Does diversification pay? Is a global balance portfolio better than a U.S. balance portfolio? The following five benchmark portfolios will serve for the purpose to answer the questions. Each of the portfolio has 60% in risk assets (stocks) and 40% in fixed income (US bonds). The 60% risk asset allocation is further spread equally into the risk asset classes available. For example, in the Six Core Asset portfolio, the 60% is divided into 12% each in U.S. equities, developed country equities, emerging market equities, U.S. REITs and commodities.

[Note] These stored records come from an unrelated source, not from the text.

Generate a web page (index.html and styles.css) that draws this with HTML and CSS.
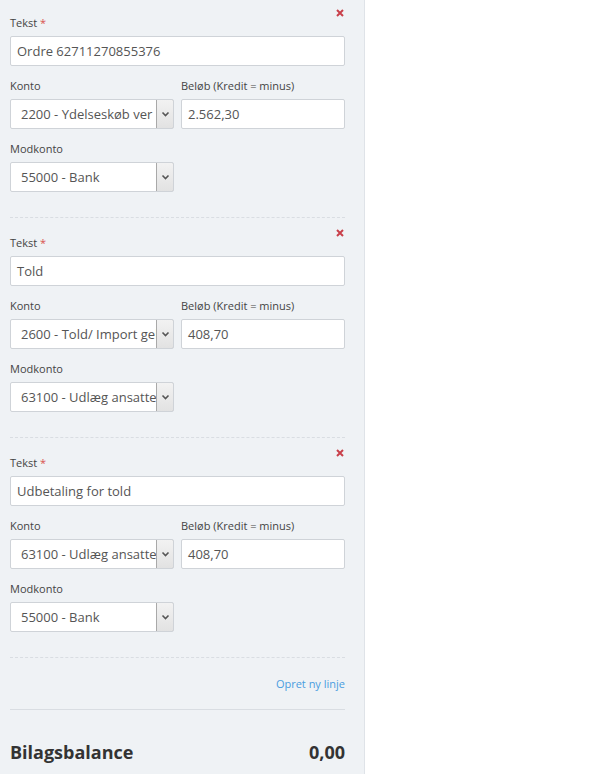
FILE: index.html
```html
<!DOCTYPE html>
<html lang="da">
<head>
<meta charset="utf-8">
<title>Bilag</title>
<link rel="stylesheet" href="styles.css">
</head>
<body>
<div class="panel">
  <div class="line">
    <button class="remove" aria-label="Fjern"><svg width="8" height="8" viewBox="0 0 8 8"><path d="M1 1L7 7M7 1L1 7" stroke="currentColor" stroke-width="2"/></svg></button>
    <div class="field">
      <label class="label">Tekst <span class="req">*</span></label>
      <div class="input">Ordre 62711270855376</div>
    </div>
    <div class="cols">
      <div class="field">
        <label class="label">Konto</label>
        <div class="select"><span class="sel-text">2200 - Ydelseskøb ver</span><span class="sel-btn"><svg width="9" height="6" viewBox="0 0 9 6"><path d="M1.5 1.5L4.5 4.5L7.5 1.5" fill="none" stroke="currentColor" stroke-width="1.6"/></svg></span></div>
      </div>
      <div class="field">
        <label class="label">Beløb (Kredit = minus)</label>
        <div class="input">2.562,30</div>
      </div>
    </div>
    <div class="cols">
      <div class="field">
        <label class="label">Modkonto</label>
        <div class="select"><span class="sel-text">55000 - Bank</span><span class="sel-btn"><svg width="9" height="6" viewBox="0 0 9 6"><path d="M1.5 1.5L4.5 4.5L7.5 1.5" fill="none" stroke="currentColor" stroke-width="1.6"/></svg></span></div>
      </div>
    </div>
  </div>

  <div class="line">
    <button class="remove" aria-label="Fjern"><svg width="8" height="8" viewBox="0 0 8 8"><path d="M1 1L7 7M7 1L1 7" stroke="currentColor" stroke-width="2"/></svg></button>
    <div class="field">
      <label class="label">Tekst <span class="req">*</span></label>
      <div class="input">Told</div>
    </div>
    <div class="cols">
      <div class="field">
        <label class="label">Konto</label>
        <div class="select"><span class="sel-text">2600 - Told/ Import gebyr</span><span class="sel-btn"><svg width="9" height="6" viewBox="0 0 9 6"><path d="M1.5 1.5L4.5 4.5L7.5 1.5" fill="none" stroke="currentColor" stroke-width="1.6"/></svg></span></div>
      </div>
      <div class="field">
        <label class="label">Beløb (Kredit = minus)</label>
        <div class="input">408,70</div>
      </div>
    </div>
    <div class="cols">
      <div class="field">
        <label class="label">Modkonto</label>
        <div class="select"><span class="sel-text">63100 - Udlæg ansatte</span><span class="sel-btn"><svg width="9" height="6" viewBox="0 0 9 6"><path d="M1.5 1.5L4.5 4.5L7.5 1.5" fill="none" stroke="currentColor" stroke-width="1.6"/></svg></span></div>
      </div>
    </div>
  </div>

  <div class="line">
    <button class="remove" aria-label="Fjern"><svg width="8" height="8" viewBox="0 0 8 8"><path d="M1 1L7 7M7 1L1 7" stroke="currentColor" stroke-width="2"/></svg></button>
    <div class="field">
      <label class="label">Tekst <span class="req">*</span></label>
      <div class="input">Udbetaling for told</div>
    </div>
    <div class="cols">
      <div class="field">
        <label class="label">Konto</label>
        <div class="select"><span class="sel-text">63100 - Udlæg ansatte</span><span class="sel-btn"><svg width="9" height="6" viewBox="0 0 9 6"><path d="M1.5 1.5L4.5 4.5L7.5 1.5" fill="none" stroke="currentColor" stroke-width="1.6"/></svg></span></div>
      </div>
      <div class="field">
        <label class="label">Beløb (Kredit = minus)</label>
        <div class="input">408,70</div>
      </div>
    </div>
    <div class="cols">
      <div class="field">
        <label class="label">Modkonto</label>
        <div class="select"><span class="sel-text">55000 - Bank</span><span class="sel-btn"><svg width="9" height="6" viewBox="0 0 9 6"><path d="M1.5 1.5L4.5 4.5L7.5 1.5" fill="none" stroke="currentColor" stroke-width="1.6"/></svg></span></div>
      </div>
    </div>
  </div>

  <div class="actions"><a class="add-link" href="#">Opret ny linje</a></div>

  <div class="balance">
    <span>Bilagsbalance</span>
    <span>0,00</span>
  </div>
</div>
</body>
</html>
```

FILE: styles.css
```css
html, body {
  margin: 0;
  padding: 0;
  background: #ffffff;
}

body {
  font-family: "Open Sans", "DejaVu Sans", sans-serif;
  color: #444;
}

.panel {
  width: 365px;
  min-height: 774px;
  box-sizing: border-box;
  padding: 0 19px 0 10px;
  background: #eff2f5;
  border-right: 1px solid #dfe3e8;
}

.line {
  position: relative;
  padding: 17px 0 25px;
  border-bottom: 1px dashed #d9dde2;
}

.line:first-child {
  padding-top: 15px;
}

.remove {
  position: absolute;
  top: 9px;
  right: 1px;
  padding: 0;
  border: 0;
  background: none;
  color: #c9404a;
  line-height: 0;
  cursor: pointer;
}

.line:not(:first-child) .remove {
  top: 11px;
}

.field {
  display: flex;
  flex-direction: column;
  min-width: 0;
}

.line > .field,
.cols {
  margin-bottom: 12px;
}

.cols:last-child {
  margin-bottom: 0;
}

.cols {
  display: grid;
  grid-template-columns: 164px 1fr;
  gap: 7px;
}

.label {
  font-size: 11px;
  line-height: 16px;
  margin-bottom: 5px;
  color: #444;
}

.req {
  color: #d9534f;
}

.input,
.select {
  height: 30px;
  box-sizing: border-box;
  background: #fff;
  border: 1px solid #cfd3d8;
  border-radius: 2px;
  font-size: 13px;
  line-height: 28px;
  color: #555;
}

.input {
  padding: 0 6px;
}

.select {
  display: flex;
  overflow: hidden;
}

.sel-text {
  flex: 1;
  min-width: 0;
  padding-left: 10px;
  padding-right: 2px;
  white-space: nowrap;
  overflow: hidden;
}

.sel-btn {
  flex: none;
  width: 16px;
  display: flex;
  align-items: center;
  justify-content: center;
  background: linear-gradient(#f2f2f2, #e2e2e2);
  border: 1px solid #a9a9a9;
  margin: -1px -1px -1px 0;
  border-radius: 0 2px 2px 0;
  color: #555;
}

.actions {
  display: flex;
  justify-content: flex-end;
  padding: 18px 0 17px;
  border-bottom: 1px solid #d9dde2;
}

.add-link {
  font-size: 11px;
  line-height: 16px;
  color: #4a9de0;
  text-decoration: none;
}

.balance {
  display: flex;
  justify-content: space-between;
  align-items: center;
  padding-top: 30px;
  font-size: 18px;
  line-height: 24px;
  font-weight: 700;
  color: #333;
}
```
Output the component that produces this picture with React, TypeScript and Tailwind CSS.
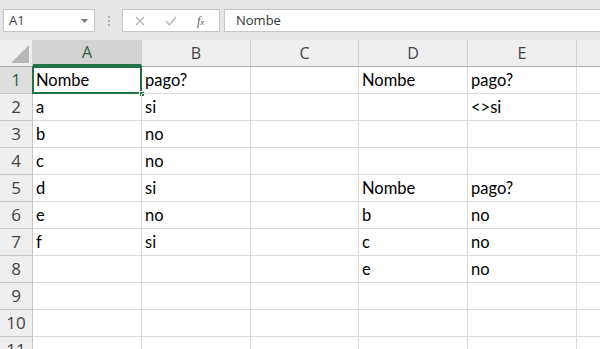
import React from "react";

const cols = [
  { l: "A", w: 109 },
  { l: "B", w: 109 },
  { l: "C", w: 108 },
  { l: "D", w: 109 },
  { l: "E", w: 109 },
  { l: "", w: 40 },
];

const data: Record<number, string[]> = {
  1: ["Nombe", "pago?", "", "Nombe", "pago?", ""],
  2: ["a", "si", "", "", "<>si", ""],
  3: ["b", "no", "", "", "", ""],
  4: ["c", "no", "", "", "", ""],
  5: ["d", "si", "", "Nombe", "pago?", ""],
  6: ["e", "no", "", "b", "no", ""],
  7: ["f", "si", "", "c", "no", ""],
  8: ["", "", "", "e", "no", ""],
  9: ["", "", "", "", "", ""],
  10: ["", "", "", "", "", ""],
  11: ["", "", "", "", "", ""],
};

export default function App() {
  const rows = [1, 2, 3, 4, 5, 6, 7, 8, 9, 10, 11];
  return (
    <div className="w-[600px] h-[349px] overflow-hidden bg-white" style={{ fontFamily: "Lato, 'Noto Sans', sans-serif" }}>
      {/* formula bar */}
      <div className="h-[40px] bg-[#e6e6e6] flex items-center pt-[1px] pl-[3px] gap-0">
        <div className="w-[92px] h-[23px] bg-white border border-[#c6c6c6] flex items-center justify-between pl-[5px] pr-[6px]">
          <span className="text-[13px] text-[#444]" style={{ fontFamily: "'Open Sans', sans-serif" }}>A1</span>
          <svg width="7" height="4" viewBox="0 0 7 4"><path d="M0 0h7L3.5 4z" fill="#777" /></svg>
        </div>
        <div className="w-[27px] flex flex-col items-center gap-[2px]">
          <div className="w-[2px] h-[2px] bg-[#b0b0b0]" />
          <div className="w-[2px] h-[2px] bg-[#b0b0b0]" />
          <div className="w-[2px] h-[2px] bg-[#b0b0b0]" />
        </div>
        <div className="w-[98px] h-[23px] bg-white border border-[#c6c6c6] flex items-center pl-[12px]">
          <svg width="10" height="10" viewBox="0 0 10 10" className="mr-[20px]"><path d="M1 1l8 8M9 1L1 9" stroke="#b5b5b5" strokeWidth="1.2" /></svg>
          <svg width="12" height="10" viewBox="0 0 12 10" className="mr-[20px]"><path d="M1 5l3.5 4L11 1" stroke="#b5b5b5" strokeWidth="1.3" fill="none" /></svg>
          <span className="text-[12px] italic text-[#555]" style={{ fontFamily: "'Liberation Serif', serif" }}>f<span className="text-[9px]">x</span></span>
        </div>
        <div className="ml-[4px] flex-1 h-[23px] bg-white border border-[#c6c6c6] border-r-0 flex items-center pl-[11px]">
          <span className="text-[13px] text-[#333]" style={{ fontFamily: "'Open Sans', sans-serif" }}>Nombe</span>
        </div>
      </div>
      {/* column header */}
      <div className="flex h-[27px] bg-[#efefef] border-b border-[#ababab]">
        <div className="w-[33px] shrink-0 relative border-r border-[#d0d0d0]">
          <svg className="absolute right-[3px] bottom-[3px]" width="18" height="18" viewBox="0 0 18 18"><path d="M18 0V18H0z" fill="#b8b8b8" /></svg>
        </div>
        {cols.map((c, i) => (
          <div
            key={i}
            className={`shrink-0 flex items-center justify-center border-r border-[#d0d0d0] text-[16px] ${i === 0 ? "bg-[#d3d3d3] text-[#2e5e3e] border-b-2 border-b-[#217346]" : "text-[#444]"}`}
            style={{ width: c.w, fontFamily: "'Open Sans', sans-serif" }}
          >
            {c.l}
          </div>
        ))}
      </div>
      {rows.map((r) => (
        <div key={r} className="flex h-[27px]">
          <div className={`w-[33px] shrink-0 flex items-center justify-center border-r border-b border-[#c6c6c6] text-[17px] ${r === 1 ? "bg-[#dedede] text-[#2e5e3e]" : "bg-[#efefef] text-[#444]"}`} style={{ fontFamily: "'Open Sans', sans-serif" }}>
            {r}
          </div>
          {cols.map((c, i) => (
            <div
              key={i}
              className="shrink-0 relative flex items-center pl-[3px] pt-[1px] border-r border-b border-[#dadada] text-[16.5px] text-black"
              style={{ width: c.w }}
            >
              {data[r][i]}
              {r === 1 && i === 0 && (
                <>
                  <div className="absolute left-[-1px] top-[-1px] right-[-1px] bottom-[-1px] border-2 border-[#217346]" />
                  <div className="absolute right-[-4px] bottom-[-4px] w-[6px] h-[6px] bg-[#217346] border border-white" />
                </>
              )}
            </div>
          ))}
        </div>
      ))}
    </div>
  );
}
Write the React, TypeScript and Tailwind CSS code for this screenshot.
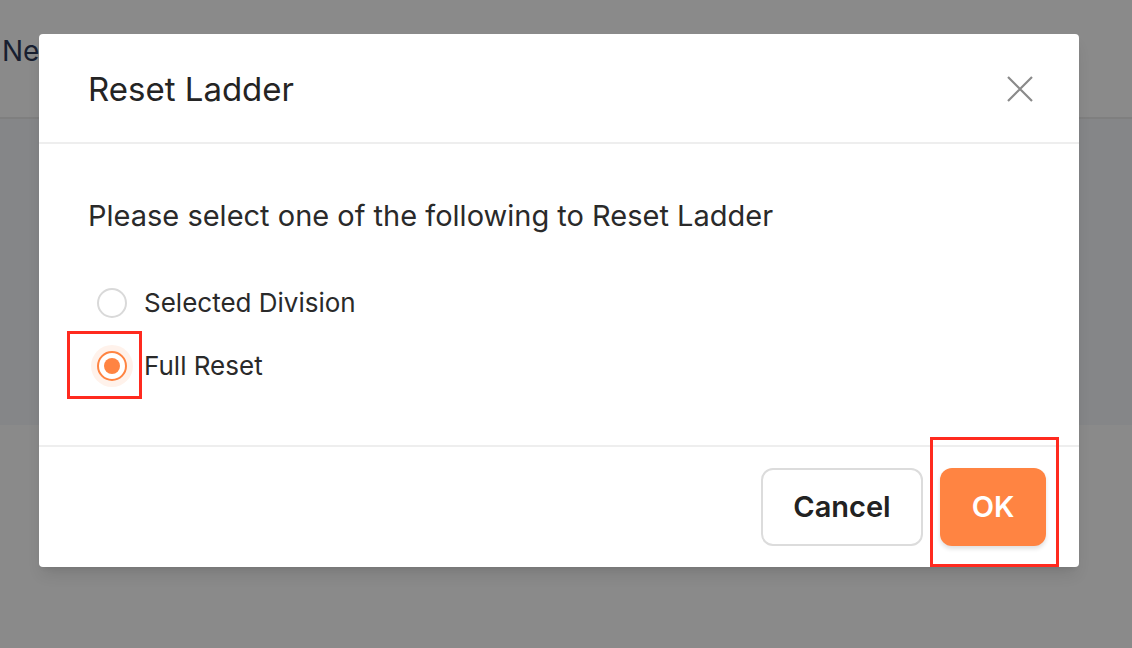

The following shows the performance comparison:

Portfolio Performance Comparison (as of 2/29/2012)

Portfolio/Fund Name YTD
Return
1Yr AR 1Yr Sharpe 3Yr AR 3Yr Sharpe 5Yr AR 5Yr Sharpe Since 2001 (AR)
Five Core Asset Index ETF Funds Strategic Asset Allocation Moderate 6% 3% 25% 23% 122% 5% 20% 7.06%
Four Core Asset ETF Index Funds Emerging Markets Strategic Asset Allocation Moderate 8% 1% 11% 20% 115% 5% 18% 6.23%
Six Core Asset ETFs Strategic Asset Allocation Moderate 6% 2% 27% 20% 119% 5% 21% 6.96%
Three Core Asset ETF Index Funds Strategic Asset Allocation Moderate 8% 1% 9% 19% 103% 3% 9% 4.62%
VBINX 6% 7% 39% 20% 130% 4% 19% 4.73%

Detailed Global Balance Portfolios Performance>>

Though U.S. centric VBINX (60% in U.S. stocks and 40% in U.S. bonds) has done well in the past 1 year, the diversification effect is undeniable in the last 5 and 11 year periods.